━━━━━ Recorded information ━━━━━
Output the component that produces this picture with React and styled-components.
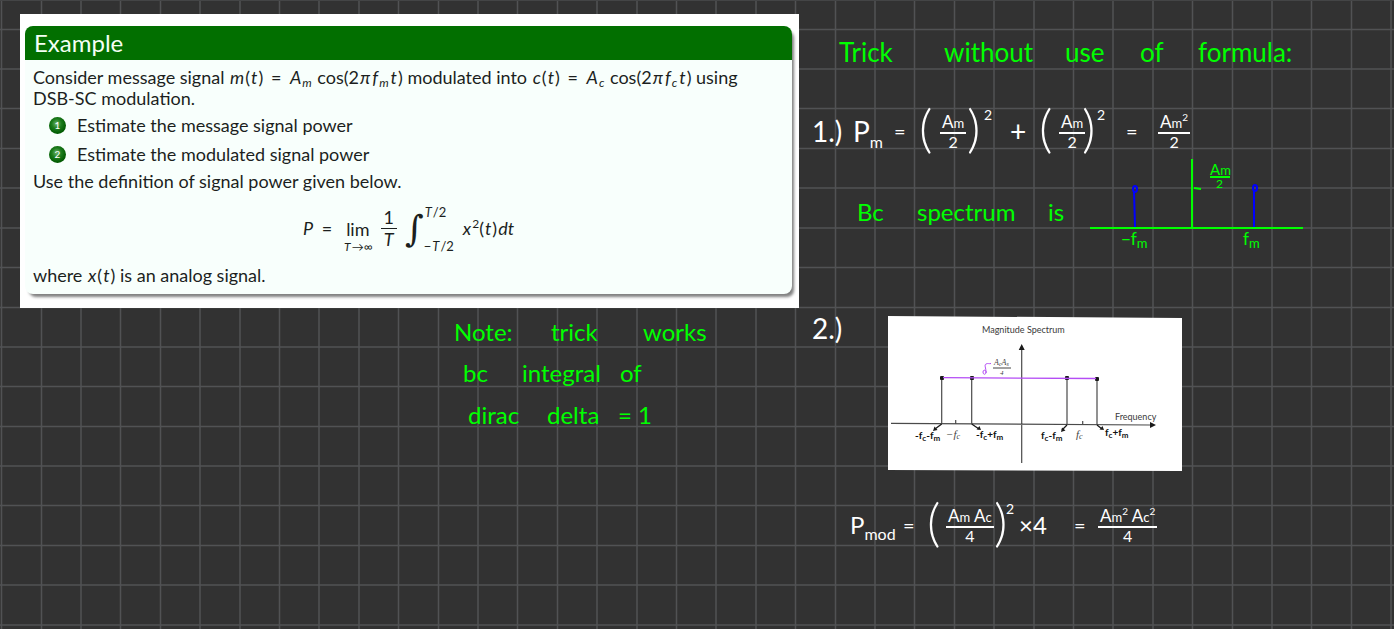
import React from 'react';
import styled, { createGlobalStyle } from 'styled-components';

const INK = { green: '#00ff00', white: '#ffffff' };

const GlobalStyle = createGlobalStyle`
  * { box-sizing: border-box; }
  body {
    margin: 0;
    background: #323232;
    font-family: Lato, "Open Sans", sans-serif;
  }
`;

const Board = styled.main`
  position: relative;
  min-height: 100vh;
  overflow: hidden;
  display: grid;
  grid-template-columns: 799fr 595fr;
`;

const GridPaper = styled.svg`
  position: absolute;
  inset: 0;
  width: 100%;
  height: 100%;
`;

const LeftPage = styled.div`
  position: relative;
  display: flex;
  flex-direction: column;
  padding: 14px 0 0 20px;
`;

const RightPage = styled.div`
  position: relative;
  display: flex;
  flex-direction: column;
  padding: 32px 0 0 13px;
`;

/* Lecture slide */

const Slide = styled.section`
  background: #ffffff;
  padding: 12px 7px 14px 5px;
  color: #1c1f1e;
`;

const Block = styled.div`
  border-radius: 8px;
  background: #f8fffc;
  box-shadow: 3px 4px 3px -1px rgba(0, 0, 0, 0.5);
`;

const BlockTitle = styled.h1`
  margin: 0;
  padding: 0 9px;
  height: 34px;
  border-radius: 8px 8px 0 0;
  background: #026f00;
  color: #f4fff4;
  font-size: 24px;
  font-weight: 400;
  line-height: 34px;
`;

const BlockBody = styled.div`
  padding: 7px 8px 8px;
  font-size: 18px;
  line-height: 21px;
`;

const Paragraph = styled.p`
  margin: 0;
`;

const Steps = styled.ol`
  list-style: none;
  margin: 6px 0;
  padding: 0 0 0 16px;
  display: flex;
  flex-direction: column;
  gap: 8px;
`;

const Step = styled.li`
  display: flex;
  align-items: center;
  gap: 11px;
`;

const Ball = styled.span`
  width: 17px;
  height: 17px;
  border-radius: 50%;
  background: radial-gradient(circle at 45% 40%, #6fb56f 0, #1d7d1d 35%, #015a01 70%, #013a01 100%);
  color: #ffffff;
  font-size: 10px;
  line-height: 17px;
  text-align: center;
`;

const V = styled.i`
  margin: 0 1px;
  font-style: italic;
`;

const Equals = styled.span`
  margin: 0 3px;
`;

const Low = styled.sub`
  margin-right: 1px;
  font-size: 12px;
  line-height: 1px;
  vertical-align: -3px;
  font-style: italic;
`;

const High = styled.sup`
  font-size: 12px;
  line-height: 1px;
  vertical-align: 7px;
`;

const Formula = styled.div`
  height: 73px;
  display: flex;
  align-items: center;
  justify-content: center;
  gap: 8px;
`;

const Limit = styled.span`
  display: flex;
  flex-direction: column;
  align-items: center;
  padding-top: 14px;
`;

const LimitWord = styled.span`
  line-height: 22px;
`;

const LimitRange = styled.span`
  font-size: 12px;
  line-height: 14px;
`;

const Ratio = styled.span`
  display: flex;
  flex-direction: column;
  align-items: center;
`;

const RatioTop = styled.span`
  padding: 0 3px;
  border-bottom: 1px solid #1c1f1e;
`;

const Integral = styled.span`
  display: flex;
  align-items: center;
`;

const IntegralSign = styled.span`
  font-family: "DejaVu Serif", serif;
  font-size: 36px;
  line-height: 44px;
`;

const Bounds = styled.span`
  display: flex;
  flex-direction: column;
  gap: 14px;
  font-size: 13px;
  line-height: 20px;
`;

/* Pen notes */

const Line = styled.div`
  display: grid;
  grid-template-columns: ${(p) => p.$cols};
  grid-template-rows: 100%;
  align-items: center;
  height: ${(p) => p.$h}px;
  margin: ${(p) => p.$m || '0'};
  color: ${(p) => INK[p.$ink || 'green']};
  font-size: ${(p) => p.$size || 24}px;
  font-weight: 400;
  line-height: 1;
  white-space: nowrap;
`;

const Note = styled.section`
  margin: 4px 0 0 434px;
`;

const Sub = styled.sub`
  font-size: 16px;
  line-height: 1px;
  vertical-align: -6px;
`;

const Power = styled.span`
  align-self: start;
  padding-top: 2px;
  font-size: 14px;
`;

const Bracket = styled.span`
  padding-bottom: 8px;
  font-size: 52px;
  font-weight: 300;
`;

const Sign = styled.span`
  font-size: 20px;
`;

const Fraction = styled.span`
  display: inline-flex;
  flex-direction: column;
  align-items: center;
  justify-self: start;
  font-size: 17px;
`;

const Over = styled.span`
  padding: 0 2px 2px;
  border-bottom: 2px solid currentColor;
`;

const Under = styled.span`
  font-size: 16px;
`;

const Small = styled.small`
  font-size: 13px;
`;

const Tiny = styled.sup`
  font-size: 10px;
  line-height: 1px;
`;

const SketchRow = styled.div`
  display: flex;
  margin-top: 2px;
`;

const Plot = styled.svg`
  display: block;
  flex: none;
  overflow: visible;
`;

const FigureRow = styled.div`
  display: flex;
  align-items: flex-start;
  margin-top: 56px;
`;

const Figure = styled.figure`
  margin: 8px 0 0;
`;

function LectureSlide() {
  return (
    <Slide>
      <Block>
        <BlockTitle>Example</BlockTitle>
        <BlockBody>
          <Paragraph>
            Consider message signal <V>m</V>(<V>t</V>) <Equals>=</Equals> <V>A</V><Low>m</Low> cos(2<V>π</V><V>f</V><Low>m</Low><V>t</V>) modulated
            into <V>c</V>(<V>t</V>) <Equals>=</Equals> <V>A</V><Low>c</Low> cos(2<V>π</V><V>f</V><Low>c</Low><V>t</V>) using
            <br />
            DSB-SC modulation.
          </Paragraph>
          <Steps>
            <Step><Ball>1</Ball>Estimate the message signal power</Step>
            <Step><Ball>2</Ball>Estimate the modulated signal power</Step>
          </Steps>
          <Paragraph>Use the definition of signal power given below.</Paragraph>
          <Formula>
            <span><V>P</V> <Equals>=</Equals></span>
            <Limit>
              <LimitWord>lim</LimitWord>
              <LimitRange><V>T</V>→∞</LimitRange>
            </Limit>
            <Ratio>
              <RatioTop>1</RatioTop>
              <V>T</V>
            </Ratio>
            <Integral>
              <IntegralSign>∫</IntegralSign>
              <Bounds>
                <span><V>T</V>/2</span>
                <span>−<V>T</V>/2</span>
              </Bounds>
            </Integral>
            <span><V>x</V><High>2</High>(<V>t</V>)<V>dt</V></span>
          </Formula>
          <Paragraph>where <V>x</V>(<V>t</V>) is an analog signal.</Paragraph>
        </BlockBody>
      </Block>
    </Slide>
  );
}

function BasebandPlot() {
  return (
    <Plot width="214" height="94" viewBox="0 0 214 94" role="img" aria-label="Baseband spectrum">
      <g stroke="#00ff00" strokeWidth="2" fill="none">
        <path d="M0 70H213M102 1V70M104 30l7 1" />
        <path d="M120 19H140" />
      </g>
      <g stroke="#0000ff" strokeWidth="2" fill="none">
        <path d="M44 33l1 36M164 33V69" />
        <ellipse cx="45" cy="31" rx="2" ry="3" />
        <ellipse cx="165" cy="30" rx="2" ry="3" />
      </g>
      <g fill="#00ff00" fontSize="15">
        <text x="120" y="17">A<tspan fontSize="13">m</tspan></text>
        <text x="126" y="30" fontSize="12">2</text>
        <text x="31" y="87" fontSize="17">−f<tspan fontSize="13" dy="3">m</tspan></text>
        <text x="153" y="87" fontSize="17">f<tspan fontSize="13" dy="3">m</tspan></text>
      </g>
    </Plot>
  );
}

function MagnitudePlot() {
  return (
    <Plot width="294" height="156" viewBox="0 0 294 156" role="img" aria-label="Magnitude spectrum">
      <path d="M0 0L294 2V155L0 154Z" fill="#ffffff" />
      <g stroke="#4a4a4a" strokeWidth="1.2" fill="none">
        <path d="M3 107.3L262 109M133.7 34V147" />
        <path d="M53.7 62V108M83.7 62V108M179 62V109M209 63V109" />
        <path d="M67.7 104V108M194.7 105V109" />
      </g>
      <g fill="#1a1a1a">
        <path d="M133.7 28l3 6h-6zM268 109l-6 3v-6z" />
        <rect x="52" y="60" width="4" height="4" rx="1" />
        <rect x="82" y="60" width="4" height="4" rx="1" />
        <rect x="177" y="60" width="4" height="4" rx="1" />
        <rect x="207" y="61" width="4" height="4" rx="1" />
        <path d="M45 115l1.500-4.500 3 3.500zM93 114l-4.500-.5 3-3.500zM173 116l1-4.500 3.500 3zM216 114l-4.500-.5 3-3.500z" />
      </g>
      <path
        d="M53.700 108L47 113M83.700 108L91 113M179 109L174 114M209 109L214 113"
        stroke="#1a1a1a" strokeWidth="1.3" fill="none"
      />
      <g stroke="#b44df5" fill="none">
        <path d="M55 61.700L208 62.500" strokeWidth="1.300" />
        <path d="M98 57c1-3-3-4-3-1s3 3 3 0c0-4-2-7 0-8 2-1 3 0 5-.5" />
      </g>
      <g fill="#3a3a3a">
        <text x="94" y="17" fontSize="9">Magnitude Spectrum</text>
        <text x="227" y="104" fontSize="9">Frequency</text>
      </g>
      <g fill="#444444" fontFamily="Liberation Serif, serif" fontStyle="italic">
        <text x="106" y="49" fontSize="8">A<tspan fontSize="6" dy="1">c</tspan><tspan dy="-1">A</tspan><tspan fontSize="6" dy="1">s</tspan></text>
        <path d="M105 52H123" stroke="#444444" />
        <text x="112" y="59" fontSize="7">4</text>
        <text x="58" y="122" fontSize="11">−f<tspan fontSize="8" dy="1">c</tspan></text>
        <text x="188" y="122" fontSize="11">f<tspan fontSize="8" dy="1">c</tspan></text>
      </g>
      <g fill="#111111" fontSize="10" fontWeight="700">
        <text x="27" y="123">-f<tspan fontSize="8" dy="2">c</tspan><tspan dy="-2">-f</tspan><tspan fontSize="8" dy="2">m</tspan></text>
        <text x="88" y="122">-f<tspan fontSize="8" dy="2">c</tspan><tspan dy="-2">+f</tspan><tspan fontSize="8" dy="2">m</tspan></text>
        <text x="153" y="123">f<tspan fontSize="8" dy="2">c</tspan><tspan dy="-2">-f</tspan><tspan fontSize="8" dy="2">m</tspan></text>
        <text x="217" y="120">f<tspan fontSize="8" dy="2">c</tspan><tspan dy="-2">+f</tspan><tspan fontSize="8" dy="2">m</tspan></text>
      </g>
    </Plot>
  );
}

export default function App() {
  return (
    <>
      <GlobalStyle />
      <Board>
        <GridPaper aria-hidden="true">
          <defs>
            <pattern id="squares" width="397" height="397" patternUnits="userSpaceOnUse">
              <path
                d="M1.500 0V397M41.500 0V397M81 0V397M120.500 0V397M160.500 0V397M200 0V397M240 0V397M279.500 0V397M319 0V397M359 0V397"
                stroke="#515254" strokeWidth="1.500"
              />
              <path
                d="M0 29.500H397M0 69H397M0 108.500H397M0 148.500H397M0 188H397M0 228H397M0 267.500H397M0 307.500H397M0 347H397M0 386.500H397"
                stroke="#515254" strokeWidth="1.500"
              />
            </pattern>
          </defs>
          <rect width="100%" height="100%" fill="url(#squares)" />
          <path d="M0 0.500H4000" stroke="#444546" />
        </GridPaper>

        <LeftPage>
          <LectureSlide />
          <Note>
            <Line $cols="97px 92px auto" $h={40}>
              <span>Note:</span><span>trick</span><span>works</span>
            </Line>
            <Line $cols="59px 98px auto" $h={42} $m="0 0 0 9px">
              <span>bc</span><span>integral</span><span>of</span>
            </Line>
            <Line $cols="79px 71px auto" $h={42} $m="0 0 0 14px">
              <span>dirac</span><span>delta</span><span>= 1</span>
            </Line>
          </Note>
        </LeftPage>

        <RightPage>
          <Line $cols="105px 121px 75px 58px auto" $h={40} $m="0 0 0 27px" $size={26}>
            <span>Trick</span><span>without</span><span>use</span><span>of</span><span>formula:</span>
          </Line>

          <Line $cols="41px 41px 25px 21px 27px 17px 26px 29px 20px 23px 15px 29px 32px auto" $h={50} $m="34px 0 0 0" $ink="white" $size={28}>
            <span>1.)</span>
            <span>P<Sub>m</Sub></span>
            <Sign>=</Sign>
            <Bracket>(</Bracket>
            <Fraction><Over>A<Small>m</Small></Over><Under>2</Under></Fraction>
            <Bracket>)</Bracket>
            <Power>2</Power>
            <span>+</span>
            <Bracket>(</Bracket>
            <Fraction><Over>A<Small>m</Small></Over><Under>2</Under></Fraction>
            <Bracket>)</Bracket>
            <Power>2</Power>
            <Sign>=</Sign>
            <Fraction><Over>A<Small>m</Small><Tiny>2</Tiny></Over><Under>2</Under></Fraction>
          </Line>

          <SketchRow>
            <Line $cols="60px 131px 42px" $h={36} $m="36px 0 0 45px">
              <span>Bc</span><span>spectrum</span><span>is</span>
            </Line>
            <BasebandPlot />
          </SketchRow>

          <FigureRow>
            <Line $cols="76px" $h={40} $ink="white" $size={28}>
              <span>2.)</span>
            </Line>
            <Figure>
              <MagnitudePlot />
            </Figure>
          </FigureRow>

          <Line $cols="53px 24px 19px 48px 12px 13px 55px 24px auto" $h={50} $m="28px 0 20px 38px" $ink="white">
            <span>P<Sub>mod</Sub></span>
            <Sign>=</Sign>
            <Bracket>(</Bracket>
            <Fraction><Over>A<Small>m</Small> A<Small>c</Small></Over><Under>4</Under></Fraction>
            <Bracket>)</Bracket>
            <Power>2</Power>
            <span>×4</span>
            <Sign>=</Sign>
            <Fraction><Over>A<Small>m</Small><Tiny>2</Tiny> A<Small>c</Small><Tiny>2</Tiny></Over><Under>4</Under></Fraction>
          </Line>
        </RightPage>
      </Board>
    </>
  );
}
━━━━━
## [Exercise directions]
Return all lines containing "components".

## [Task output]
Output the component that produces this picture with React and styled-components.
import styled, { createGlobalStyle } from 'styled-components';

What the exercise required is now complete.